E quando percebeu que era isto que queria para a sua vida?
Acho que não houve um momento específico. Julgo que nunca temos essa noção exata, vai acontecendo aos poucos. Os resultados vão-nos encaminhando e felizmente a mim encaminharam-me para uma vida na canoagem.
Teve o apoio da família ou nem por isso?
Tal como eu, os meus pais foram-se apercebendo de que além de algum jeito havia talento e vontade da minha parte em fazer da canoagem profissão. Eles foram percebendo que eu podia chegar longe, mas sempre me exigiram que estudasse. Nunca me deixaram descurar a escola e só na faculdade abdiquei do curso para me dedicar a 100% ao desporto de alto rendimento. Mas quando vir que o meu rendimento está a diminuir volto à faculdade para acabar um curso ligado ao desporto, faz todo o sentido ficar associado ao desporto.
Dá para viver da canoagem?
Dá para sobreviver. Não dá para ficar rico à conta da canoagem, mas dá para ir vivendo, competindo e para amealhar algum para o futuro, mas há uma disparidade muito grande para outras modalidades. Nas competições nacionais, por exemplo, a federação não tem possibilidade de oferecer prémios quando somos campeões nacionais, só quando se conseguem mínimos olímpicos se recebe.

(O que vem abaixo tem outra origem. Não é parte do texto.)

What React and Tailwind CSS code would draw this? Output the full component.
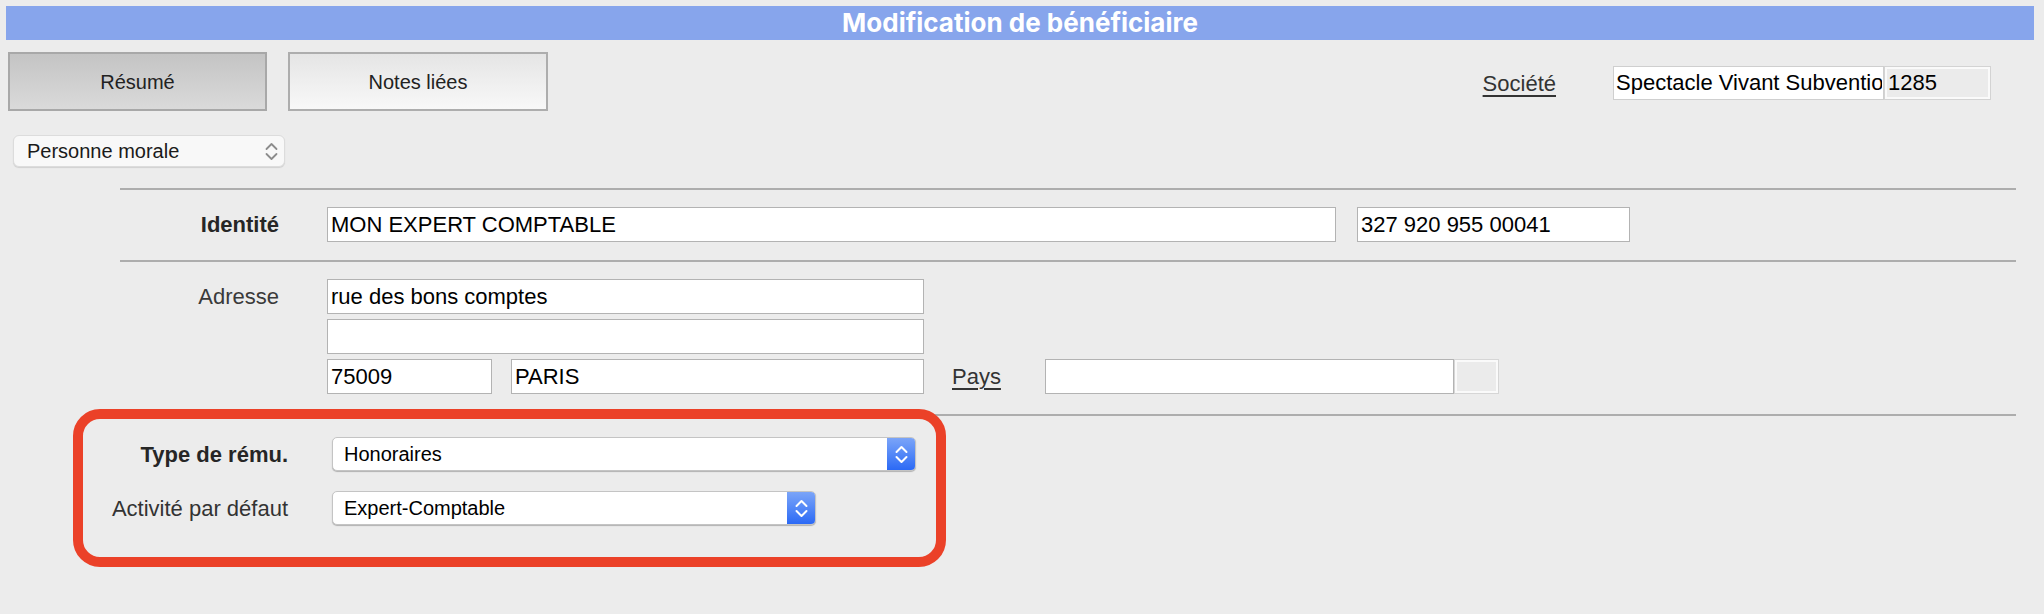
import React from "react";

const font = { fontFamily: '"Liberation Sans", Arial, sans-serif' };

function Chevrons({ color = "#fff", w = 13, h = 19, sw = 2 }) {
  return (
    <svg width={w} height={h} viewBox="0 0 13 19" fill="none">
      <polyline points="1.5,7 6.5,2 11.5,7" stroke={color} strokeWidth={sw} strokeLinecap="round" strokeLinejoin="round" />
      <polyline points="1.5,12 6.5,17 11.5,12" stroke={color} strokeWidth={sw} strokeLinecap="round" strokeLinejoin="round" />
    </svg>
  );
}

function Field({ className = "", children }) {
  return (
    <div className={"h-[35px] bg-white border border-[#b3b3b3] pl-[3px] flex items-center text-[22px] leading-none text-black whitespace-nowrap overflow-hidden " + className}>
      {children}
    </div>
  );
}

function BlueSelect({ width, value }) {
  return (
    <div className={"h-[34px] flex rounded-[5px] bg-white border border-[#c4c4c4] shadow-[0_1px_1px_rgba(0,0,0,0.25)] overflow-hidden " + width}>
      <div className="flex-1 pl-[11px] flex items-center text-[20px] leading-none text-black">{value}</div>
      <div className="w-[28px] flex items-center justify-center bg-gradient-to-b from-[#7ba4f8] to-[#2b69f5]">
        <Chevrons />
      </div>
    </div>
  );
}

export default function App() {
  return (
    <div className="w-[2044px] h-[614px] bg-[#ececec] pt-[6px] pl-[6px] pr-[10px] overflow-hidden" style={font}>
      <div className="h-[34px] bg-[#87a5ec] flex items-center justify-center text-white font-bold text-[26px] leading-none" style={{ fontFamily: 'Inter, "Liberation Sans", sans-serif' }}>
        Modification de bénéficiaire
      </div>

      <div className="mt-[12px] flex items-start">
        <div className="ml-[2px] flex gap-[21px]">
          <div className="w-[259px] h-[59px] border-2 border-[#a8a8a8] bg-gradient-to-b from-[#c4c4c4] to-[#dadada] flex items-center justify-center text-[20px] text-[#222]">
            Résumé
          </div>
          <div className="w-[260px] h-[59px] border-2 border-[#adadad] bg-gradient-to-b from-[#e5e5e5] to-[#f8f8f8] flex items-center justify-center text-[20px] text-[#222]">
            Notes liées
          </div>
        </div>
        <div className="ml-auto mr-[43px] mt-[14px] flex items-center">
          <span className="text-[22px] text-[#333] underline decoration-[2px] underline-offset-[4px]">Société</span>
          <div className="ml-[57px] w-[271px] h-[34px] bg-white border border-[#cfcfcf] pl-[2px] flex items-center text-[22px] leading-none text-black">
            <span className="block w-[266px] overflow-hidden whitespace-nowrap">Spectacle Vivant Subvention</span>
          </div>
          <div className="w-[107px] h-[34px] bg-[#ebebeb] border border-[#d3d3d3] shadow-[inset_0_0_0_2px_#fafafa] pl-[3px] flex items-center text-[22px] leading-none text-black">
            1285
          </div>
        </div>
      </div>

      <div className="mt-[24px] ml-[7px] w-[272px] h-[32px] rounded-[6px] bg-[#f8f8f8] border border-[#dcdcdc] shadow-[0_1px_1px_rgba(0,0,0,0.12)] flex items-center justify-between pl-[13px] pr-[6px]">
        <span className="text-[20px] leading-none text-[#1a1a1a]">Personne morale</span>
        <Chevrons color="#8c8c8c" sw={1.8} />
      </div>

      <div className="mt-[21px] ml-[114px] mr-[18px] h-[2px] bg-[#adadad]" />

      <div className="mt-[17px] ml-[114px] flex items-center">
        <div className="w-[159px] text-right text-[22px] font-bold text-[#262626]">Identité</div>
        <Field className="ml-[48px] w-[1009px]">MON EXPERT COMPTABLE</Field>
        <Field className="ml-[21px] w-[273px]">327 920 955 00041</Field>
      </div>

      <div className="mt-[18px] ml-[114px] mr-[18px] h-[2px] bg-[#adadad]" />

      <div className="mt-[17px] ml-[114px] flex items-start">
        <div className="w-[159px] h-[35px] flex items-center justify-end text-[22px] text-[#3a3a3a]">Adresse</div>
        <div className="ml-[48px] flex flex-col gap-[5px]">
          <Field className="w-[597px]">rue des bons comptes</Field>
          <Field className="w-[597px]"></Field>
          <div className="flex items-center">
            <Field className="w-[165px]">75009</Field>
            <Field className="ml-[19px] w-[413px]">PARIS</Field>
            <span className="ml-[28px] text-[22px] text-[#333] underline decoration-[2px] underline-offset-[4px]">Pays</span>
            <Field className="ml-[44px] w-[409px]"></Field>
            <div className="w-[45px] h-[35px] bg-[#ebebeb] border border-[#d6d6d6] shadow-[inset_0_0_0_2px_#fafafa]" />
          </div>
        </div>
      </div>

      <div className="mt-[20px] ml-[114px] mr-[18px] h-[2px] bg-[#adadad]" />

      <div className="-mt-[7px] ml-[67px] w-[873px] border-[10px] border-[#eb4128] rounded-[27px] pt-[18px] pb-[32px] flex flex-col gap-[20px]">
        <div className="flex items-center">
          <div className="w-[205px] text-right text-[22px] font-bold text-[#262626]">Type de rému.</div>
          <div className="ml-[44px]">
            <BlueSelect width="w-[584px]" value="Honoraires" />
          </div>
        </div>
        <div className="flex items-center">
          <div className="w-[205px] text-right text-[22px] text-[#333]">Activité par défaut</div>
          <div className="ml-[44px]">
            <BlueSelect width="w-[484px]" value="Expert-Comptable" />
          </div>
        </div>
      </div>
    </div>
  );
}
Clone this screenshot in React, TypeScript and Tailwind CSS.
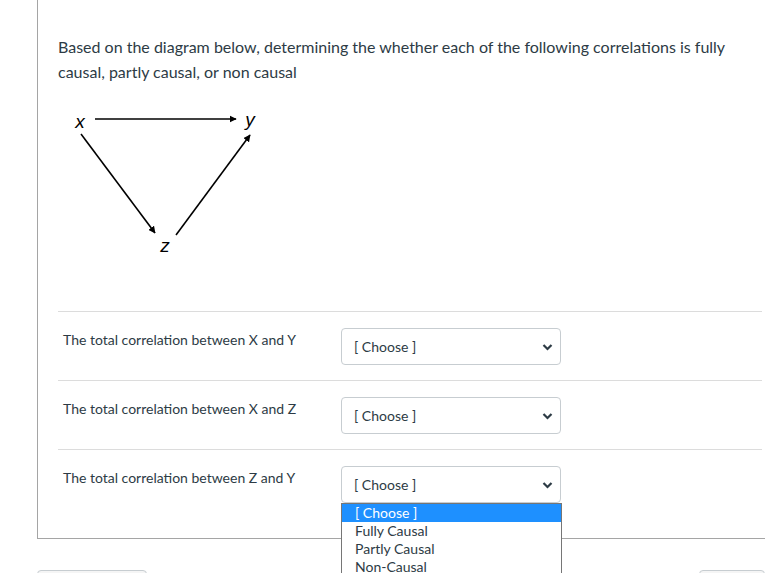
import React from "react";

const rows = ["X and Y", "X and Z", "Z and Y"];
const options = ["[ Choose ]", "Fully Causal", "Partly Causal", "Non-Causal"];

const Chevron = () => (
  <svg width="11" height="8" viewBox="0 0 11 8" className="shrink-0">
    <path d="M1.5 2 L5.5 6 L9.5 2" fill="none" stroke="#2d3b45" strokeWidth="2.2" />
  </svg>
);

const Diagram = () => (
  <svg width="200" height="160" viewBox="0 0 200 160" className="block ml-[2px]">
    <defs>
      <marker id="ah" viewBox="0 0 10 10" refX="9" refY="5" markerWidth="4.5" markerHeight="4.5" orient="auto">
        <path d="M0 0 L10 5 L0 10 z" fill="#000" />
      </marker>
    </defs>
    <g stroke="#000" strokeWidth="1.6">
      <line x1="35" y1="14" x2="176" y2="14" markerEnd="url(#ah)" />
      <line x1="21" y1="29" x2="95" y2="128" markerEnd="url(#ah)" />
      <line x1="116" y1="130" x2="190" y2="30" markerEnd="url(#ah)" />
    </g>
    <g fontFamily="'Liberation Sans', Arial, sans-serif" fontStyle="italic" fontSize="19" fill="#000">
      <text x="20" y="23" textAnchor="middle">x</text>
      <text x="190" y="21" textAnchor="middle">y</text>
      <text x="105" y="147" textAnchor="middle">z</text>
    </g>
  </svg>
);

export default function App() {
  return (
    <div className="w-[765px] h-[573px] overflow-hidden bg-white relative font-['Lato','Noto_Sans',sans-serif] text-[#2d3b45]">
      <div className="ml-[37px] w-[745px] border-l border-b border-[#a5a5a5] pl-5 pr-5 pt-[34px] pb-[20px]">
        <p className="text-[16px] leading-[25px]">
          Based on the diagram below, determining the whether each of the following correlations is fully causal, partly
          causal, or non causal
        </p>
        <div className="mt-[21px] mb-[46px]">
          <Diagram />
        </div>
        {rows.map((r, i) => (
          <div key={r} className="border-t border-[#dcdcdc] flex h-[69px]">
            <div className="w-[283px] pl-[5px] pt-[19px] text-[14px] leading-[18px]">
              The total correlation between {r}
            </div>
            <div className="relative pt-4">
              <div className="w-[220px] h-[37px] border border-[#c7cdd1] rounded-[4px] flex items-center justify-between pl-3 pr-[7px] text-[14px]">
                <span>[ Choose ]</span>
                <Chevron />
              </div>
              {i === 2 && (
                <div className="absolute left-0 top-[53px] w-[221px] bg-white border border-[#767676] z-10 text-[14px] leading-[18px]">
                  {options.map((o, j) => (
                    <div key={o} className={`pl-[13px] h-[18px] ${j === 0 ? "bg-[#1e90ff] text-white" : "text-[#2d3b45]"}`}>
                      {o}
                    </div>
                  ))}
                </div>
              )}
            </div>
          </div>
        ))}
      </div>
      <div className="flex justify-between mt-[31px]">
        <div className="ml-[37px] w-[110px] h-[20px] border border-[#c7cdd1] bg-[#f5f5f5] rounded-t-[4px]" />
        <div className="w-[66px] h-[20px] border border-[#c7cdd1] bg-[#f5f5f5] rounded-t-[4px]" />
      </div>
    </div>
  );
}
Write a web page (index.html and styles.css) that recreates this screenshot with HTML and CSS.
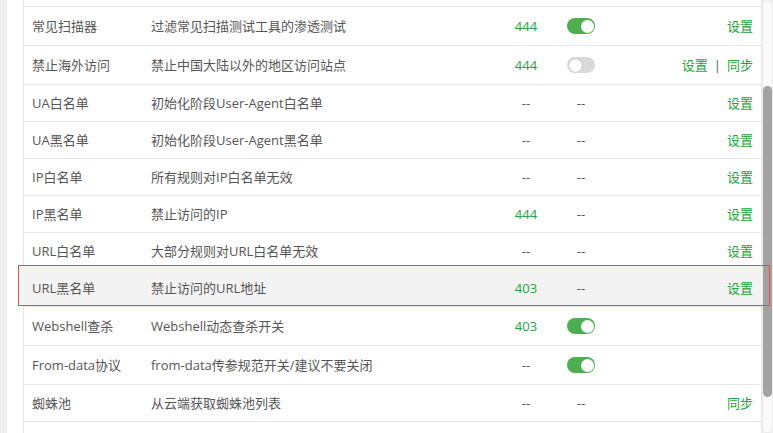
FILE: index.html
```html
<!DOCTYPE html>
<html lang="zh-CN">
<head>
<meta charset="utf-8">
<title>规则列表</title>
<link rel="stylesheet" href="styles.css">
</head>
<body>
<div class="page">
  <div class="panel">
    <div class="list">
      <div class="row stub"></div>
      <div class="row tall">
        <div class="c name">常见扫描器</div>
        <div class="c desc">过滤常见扫描测试工具的渗透测试</div>
        <div class="c num green">444</div>
        <div class="c sw"><span class="switch on"></span></div>
        <div class="c act"><a class="link">设置</a></div>
      </div>
      <div class="row tall">
        <div class="c name">禁止海外访问</div>
        <div class="c desc">禁止中国大陆以外的地区访问站点</div>
        <div class="c num green">444</div>
        <div class="c sw"><span class="switch"></span></div>
        <div class="c act"><a class="link">设置</a><span class="sep">|</span><a class="link">同步</a></div>
      </div>
      <div class="row">
        <div class="c name">UA白名单</div>
        <div class="c desc">初始化阶段User-Agent白名单</div>
        <div class="c num">--</div>
        <div class="c sw">--</div>
        <div class="c act"><a class="link">设置</a></div>
      </div>
      <div class="row">
        <div class="c name">UA黑名单</div>
        <div class="c desc">初始化阶段User-Agent黑名单</div>
        <div class="c num">--</div>
        <div class="c sw">--</div>
        <div class="c act"><a class="link">设置</a></div>
      </div>
      <div class="row">
        <div class="c name">IP白名单</div>
        <div class="c desc">所有规则对IP白名单无效</div>
        <div class="c num">--</div>
        <div class="c sw">--</div>
        <div class="c act"><a class="link">设置</a></div>
      </div>
      <div class="row">
        <div class="c name">IP黑名单</div>
        <div class="c desc">禁止访问的IP</div>
        <div class="c num green">444</div>
        <div class="c sw">--</div>
        <div class="c act"><a class="link">设置</a></div>
      </div>
      <div class="row">
        <div class="c name">URL白名单</div>
        <div class="c desc">大部分规则对URL白名单无效</div>
        <div class="c num">--</div>
        <div class="c sw">--</div>
        <div class="c act"><a class="link">设置</a></div>
      </div>
      <div class="row hl">
        <div class="c name">URL黑名单</div>
        <div class="c desc">禁止访问的URL地址</div>
        <div class="c num green">403</div>
        <div class="c sw">--</div>
        <div class="c act"><a class="link">设置</a></div>
      </div>
      <div class="row tall">
        <div class="c name">Webshell查杀</div>
        <div class="c desc">Webshell动态查杀开关</div>
        <div class="c num green">403</div>
        <div class="c sw"><span class="switch on"></span></div>
        <div class="c act"></div>
      </div>
      <div class="row tall">
        <div class="c name">From-data协议</div>
        <div class="c desc">from-data传参规范开关/建议不要关闭</div>
        <div class="c num">--</div>
        <div class="c sw"><span class="switch on"></span></div>
        <div class="c act"></div>
      </div>
      <div class="row">
        <div class="c name">蜘蛛池</div>
        <div class="c desc">从云端获取蜘蛛池列表</div>
        <div class="c num">--</div>
        <div class="c sw">--</div>
        <div class="c act"><a class="link">同步</a></div>
      </div>
      <div class="row rest"></div>
    </div>
  </div>
  <div class="scrollbar"><div class="thumb"></div></div>
</div>
</body>
</html>
```
FILE: styles.css
```css
html, body {
  margin: 0;
  padding: 0;
}
body {
  background: #efefef;
  font-family: "Open Sans", "Noto Sans CJK SC", sans-serif;
  font-size: 13px;
  color: #555;
}
.page {
  display: flex;
  width: 773px;
  height: 433px;
  overflow: hidden;
}
.panel {
  margin-left: 7px;
  flex: 1;
  background: #fff;
  padding-left: 16px;
  display: flex;
}
.list {
  flex: 1;
  border-left: 1px solid #e6e6e6;
  border-right: 1px solid #e6e6e6;
  display: flex;
  flex-direction: column;
}
.row {
  position: relative;
  display: grid;
  grid-template-columns: 119px 1fr 60px 50px 155px;
  align-items: center;
  box-sizing: border-box;
  height: 37px;
  border-bottom: 1px solid #e6e6e6;
}
.row.tall {
  height: 39px;
}
.row.stub {
  height: 7px;
}
.row.rest {
  flex: 1;
  border-bottom: none;
}
.c {
  position: relative;
  z-index: 2;
  line-height: 18px;
  white-space: nowrap;
}
.name, .desc {
  padding-left: 8px;
}
.num, .sw {
  text-align: center;
}
.sw {
  display: flex;
  justify-content: center;
  align-items: center;
}
.act {
  text-align: right;
  padding-right: 8px;
}
.green, .link {
  color: #20a53a;
}
.link {
  text-decoration: none;
}
.sep {
  color: #555;
  margin: 0 6px;
}
.switch {
  display: block;
  position: relative;
  width: 28px;
  height: 16px;
  border-radius: 8px;
  background: #d9d9d9;
  box-sizing: border-box;
}
.switch::after {
  content: "";
  position: absolute;
  top: 1.5px;
  left: 1.5px;
  width: 13px;
  height: 13px;
  border-radius: 50%;
  background: #fff;
  box-shadow: 0 0 1px rgba(0, 0, 0, 0.35);
}
.switch.on {
  background: #4caf50;
}
.switch.on::after {
  left: auto;
  right: 1.5px;
  box-shadow: none;
}
.row.hl::before {
  content: "";
  position: absolute;
  z-index: 1;
  top: -5px;
  left: -6px;
  right: -9px;
  bottom: 0;
  border: 1px solid #d9534f;
  background: linear-gradient(to right, #f3f3f3 0, #f3f3f3 743px, transparent 743px);
}
.scrollbar {
  width: 11px;
  box-sizing: border-box;
  background: #fafafa;
  border: 1px solid #ececec;
  border-radius: 5px;
  padding-top: 85px;
}
.thumb {
  height: 311px;
  margin-left: 0;
  background: #a2a2a2;
  border-radius: 5px;
}
```
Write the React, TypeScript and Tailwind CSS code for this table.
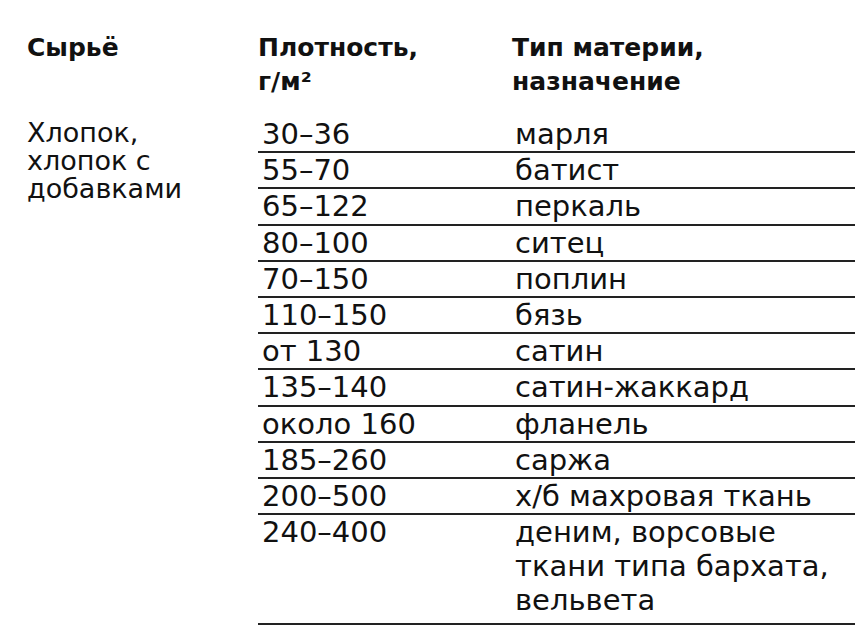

Podemos olhar para si como o CR7 da canoagem ou o Ronaldo é que é o Fernando Pimenta do futebol?
Somos dois atletas de modalidades diferentes. O Cristiano Ronaldo é o Cristiano Ronaldo e ponto final, para mim o melhor jogador do mundo. O Fernando Pimenta é o campeão do mundo de canoagem. Queremos os dois o mesmo, conquistar bons resultados, escrever o nosso nome no livro do desporto português. Claro que há quem me chame o Cristiano Ronaldo da canoagem, mas é mais a brincar.
Calculo que o próximo grande objetivo sejam os Jogos Olímpicos. Como vai ser daqui até Tóquio 2020?
Antes dos Jogos há um campeonato do mundo em agosto para vencer e conseguir mínimos olímpicos. As vagas são poucas. Na minha categoria só os cinco primeiros se apuram para Tóquio 2020, tenho de ficar nos cinco primeiros para me apurar senão depois tenho de esperar por 2020 por mais algumas vagas. O objetivo é o apuramento e só depois posso pensar em medalhas.
Sente-se o homem a abater nas provas?
Por vezes. No último ano fui o mais regular em pódios e isso dá algum estatuto, mas em cada prova tenho de mostrar que sou o mais forte. Eu sou campeão do mundo, mas se o quiser ser de novo tenho de fazer por isso. Se quiser ser o melhor tenho de voltar a prová-lo uma e outra vez. Na linha de partida temos todos as mesmas hipóteses.